March 1999 Technical Note
Daniel Plakosh, Scott Hissam, Kurt C. Wallnau

This 1999 report describes what we did to gain insight into Netscape's Communicator databases, the internal formats of the databases, and the password and encryption schemes used in the key3.db database.

Publisher:

Software Engineering Institute

CMU/SEI Report Number

CMU/SEI-99-TN-010

Abstract

We were recently involved with a project that faced an interesting and not uncommon dilemma. The project needed to programmatically extract private keys and digital certificates from the Netscape Communicator v4.5 database. Netscape documentation was inadequate for us to figure out how to do this. As it turns out, this inadequacy was intentional-Netscape was concerned that releasing this information might possibly violate export control laws concerning encryption technology. Since our interest was in building a system and not exporting cryptographic technology, we decided to further investigate how to achieve our objectives even without support from Netscape.

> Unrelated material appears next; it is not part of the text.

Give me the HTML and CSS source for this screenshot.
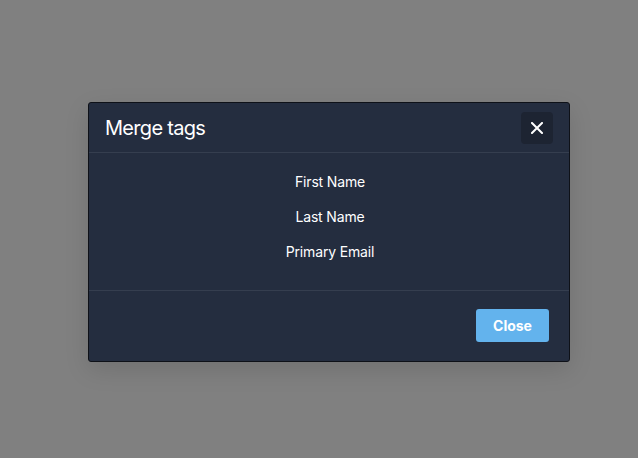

We restricted ourselves to the use of Netscape-provided code and documentation, and to information available on the Web. Our objective was to build our system, and to provide feedback to Netscape on how to engineer their product to provide the capability that we (and others) need, while not making the product vulnerable or expose the vendor to violations of export control laws. This paper describes our experiences peering "into the black box."